The Ashburton Army, czyli jak Arsenal rozwija się też poza boiskiem
Na grupę, która pójdzie drogą londyńczyków z południa, trzeba było czekać prawie dwie dekady do momentu, kiedy w 2022 roku pojawiła się The Ashburton Army. Chcemy poprawić atmosferę na meczach Arsenalu – mówił portalowi "Pain in the Arsenal" Jack.
O jej charakterze i działaniach na razie trudno powiedzieć coś konkretnego, ale już teraz widać, jak przez lata uległo zmianie nastawienie Anglików. The Ashburton Army wzbudza zainteresowanie rywali, a nie pogardę jak w przypadku Crystal Palace. A co z trybynami na Emirates?
Zmieniło się bardziej niż myślicie – przekonywał autor konta na Twtterze “Footy Limps”. To forteca, przeciwnicy nie chcą tu przyjeżdżać, to “dwunasty zawodnik” Mikela Artety.
O to, czy tym razem angielscy fani przekonają się do ultrasów, zapytałem kibiców kilku drużyn. Wszyscy byli zgodni, że tak. Młodzież jest tym zajarana. Pirotechnika pojawia się już na większości wyjazdów. Na razie odpalają ją przed pubami, ale to kwestia czasu, kiedy przeniosą na stadiony – odparł jeden z nich.

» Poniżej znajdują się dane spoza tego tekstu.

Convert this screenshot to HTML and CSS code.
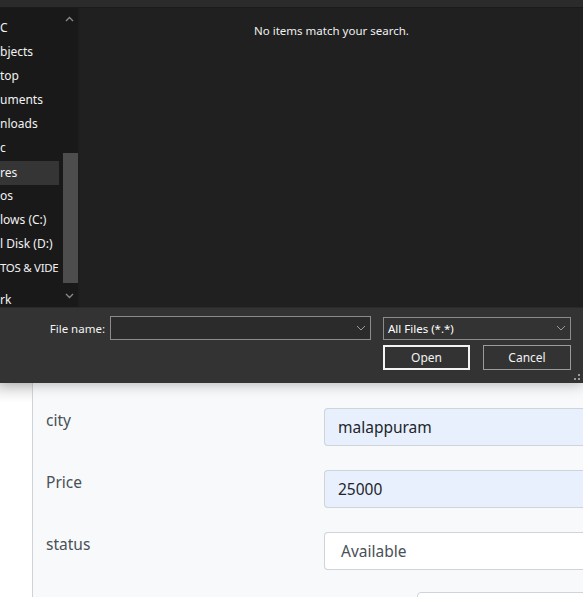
FILE: index.html
```html
<!DOCTYPE html>
<html>
<head>
<meta charset="utf-8">
<link rel="stylesheet" href="styles.css">
</head>
<body>
<div class="dialog">
  <div class="topbar"></div>
  <div class="body">
    <div class="nav">
      <ul class="tree">
        <li>C</li>
        <li>bjects</li>
        <li>top</li>
        <li>uments</li>
        <li>nloads</li>
        <li>c</li>
        <li class="sel">res</li>
        <li>os</li>
        <li>lows (C:)</li>
        <li>l Disk (D:)</li>
        <li class="tight">TOS &amp; VIDE</li>
        <li class="gap"></li>
        <li>rk</li>
      </ul>
      <div class="scroll">
        <svg class="arrow up" width="9" height="6" viewBox="0 0 9 6"><path d="M1 5 L4.5 1.5 L8 5" fill="none" stroke="#8a8a8a" stroke-width="1.3"/></svg>
        <div class="thumb"></div>
        <svg class="arrow down" width="9" height="6" viewBox="0 0 9 6"><path d="M1 1 L4.5 4.5 L8 1" fill="none" stroke="#8a8a8a" stroke-width="1.3"/></svg>
      </div>
    </div>
    <div class="main">
      <p class="empty">No items match your search.</p>
    </div>
  </div>
  <div class="footer">
    <div class="row">
      <label class="fname">File name:</label>
      <div class="combo wide">
        <span></span>
        <svg width="10" height="6" viewBox="0 0 10 6"><path d="M1 1 L5 5 L9 1" fill="none" stroke="#9a9a9a" stroke-width="1"/></svg>
      </div>
      <div class="combo filter">
        <span>All Files (*.*)</span>
        <svg width="10" height="6" viewBox="0 0 10 6"><path d="M1 1 L5 5 L9 1" fill="none" stroke="#9a9a9a" stroke-width="1"/></svg>
      </div>
    </div>
    <div class="buttons">
      <button class="btn primary">Open</button>
      <button class="btn">Cancel</button>
    </div>
    <div class="grip"><i></i><i></i><i></i></div>
  </div>
</div>
<div class="page">
  <div class="side"></div>
  <div class="content">
    <div class="form">
      <div class="label">city</div>
      <div class="input auto">malappuram</div>
      <div class="label">Price</div>
      <div class="input auto">25000</div>
      <div class="label">status</div>
      <div class="input select">Available</div>
    </div>
    <div class="next"></div>
  </div>
</div>
</body>
</html>
```
FILE: styles.css
```css
* { box-sizing: border-box; }
html, body { margin: 0; padding: 0; }
body {
  width: 583px;
  height: 597px;
  overflow: hidden;
  background: #f8f9fa;
  font-family: "Noto Sans", "Open Sans", sans-serif;
}
.dialog {
  position: relative;
  z-index: 2;
  height: 383px;
  background: #202020;
  color: #ffffff;
  font-size: 11.5px;
  display: flex;
  flex-direction: column;
  box-shadow: 0 2px 12px rgba(0,0,0,0.25);
}
.topbar {
  height: 8px;
  background: #2b2b2b;
  border-bottom: 1px solid #1b1b1b;
}
.body {
  height: 299px;
  display: flex;
}
.nav {
  width: 80px;
  background: #191919;
  border-right: 2px solid #1e1e1e;
  display: flex;
  position: relative;
}
.tree {
  list-style: none;
  margin: 0;
  padding: 8px 0 0 0;
  width: 61px;
  overflow: hidden;
}
.tree li {
  height: 24px;
  line-height: 24px;
  white-space: nowrap;
  overflow: hidden;
  font-size: 12px;
  color: #f2f2f2;
}
.tree li.tight { font-size: 11.5px; letter-spacing: -0.3px; }
.tree li.sel {
  background: #353535;
  width: 59px;
  margin-top: 1px;
  margin-bottom: -1px;
}
.tree li.gap { height: 8px; }
.scroll {
  width: 17px;
  display: flex;
  flex-direction: column;
  align-items: center;
  padding-top: 8px;
}
.arrow { display: block; }
.thumb {
  width: 15px;
  height: 130px;
  background: #4d4d4d;
  margin-top: 131px;
  margin-left: 1px;
}
.arrow.down { margin-top: 10px; }
.main {
  flex: 1;
  background: #202020;
}
.empty {
  margin: 15px 0 0 0;
  text-align: center;
  font-size: 11.5px;
  color: #f0f0f0;
}
.footer {
  flex: 1;
  background: #333333;
  border-top: 1px solid #2a2a2a;
  padding-top: 8px;
  position: relative;
}
.row {
  display: flex;
  align-items: center;
  height: 24px;
}
.fname {
  width: 110px;
  text-align: right;
  padding-right: 5px;
  font-size: 11.5px;
  color: #f2f2f2;
}
.combo {
  height: 24px;
  border: 1px solid #8c8c8c;
  background: #2b2b2b;
  display: flex;
  align-items: center;
  justify-content: space-between;
  padding: 0 4px 0 4px;
  font-size: 11.5px;
}
.combo.wide { width: 261px; }
.combo.filter { width: 188px; margin-left: 12px; height: 23px; background: #333; }
.buttons {
  display: flex;
  gap: 13px;
  margin-left: 383px;
  margin-top: 5px;
}
.btn {
  height: 25px;
  width: 88px;
  background: #333333;
  color: #f2f2f2;
  border: 1px solid #9b9b9b;
  font-family: inherit;
  font-size: 12px;
  padding: 0;
}
.btn.primary {
  width: 87px;
  border: 2px solid #f4f4f4;
}
.grip {
  position: absolute;
  right: 3px;
  bottom: 3px;
  width: 6px;
  height: 6px;
}
.grip i {
  position: absolute;
  width: 2px;
  height: 2px;
  background: #9a9a9a;
}
.grip i:nth-child(1) { right: 0; top: 0; }
.grip i:nth-child(2) { right: 0; bottom: 0; }
.grip i:nth-child(3) { left: 0; bottom: 0; }
.page {
  height: 214px;
  display: flex;
}
.side {
  width: 33px;
  background: linear-gradient(#e6e6e6, #ffffff 20px);
  border-right: 1px solid #cfd2d6;
}
.content {
  flex: 1;
  background: #f8f9fa;
  padding-top: 25px;
  position: relative;
}
.form {
  display: grid;
  grid-template-columns: 278px 1fr;
  grid-auto-rows: 38px;
  row-gap: 24px;
  padding-left: 13px;
}
.label {
  font-size: 15.5px;
  color: #495057;
  padding-top: 1px;
}
.input {
  height: 38px;
  border: 1px solid #ced4da;
  border-right: none;
  border-radius: 4px 0 0 4px;
  font-size: 15.5px;
  line-height: 36px;
  padding-left: 13px;
  color: #212529;
  background: #fff;
}
.input.auto { background: #e8f0fe; }
.input.select { padding-left: 16px; color: #495057; }
.next {
  position: absolute;
  left: 384px;
  top: 209px;
  width: 200px;
  height: 20px;
  background: #fff;
  border: 1px solid #ced4da;
  border-radius: 4px 0 0 0;
}
```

Dla mnie to forma ekspresji, pokazania miłości do klubu – dodał inny. To też na pewno podświadome symbol “fuck off” w kierunku władz. Chociaż raczej nie myślisz o polityce, kiedy Twoja drużyna strzela bramkę w ostatniej minucie. Podekscytowany wyjmujesz racę i ją odpalasz.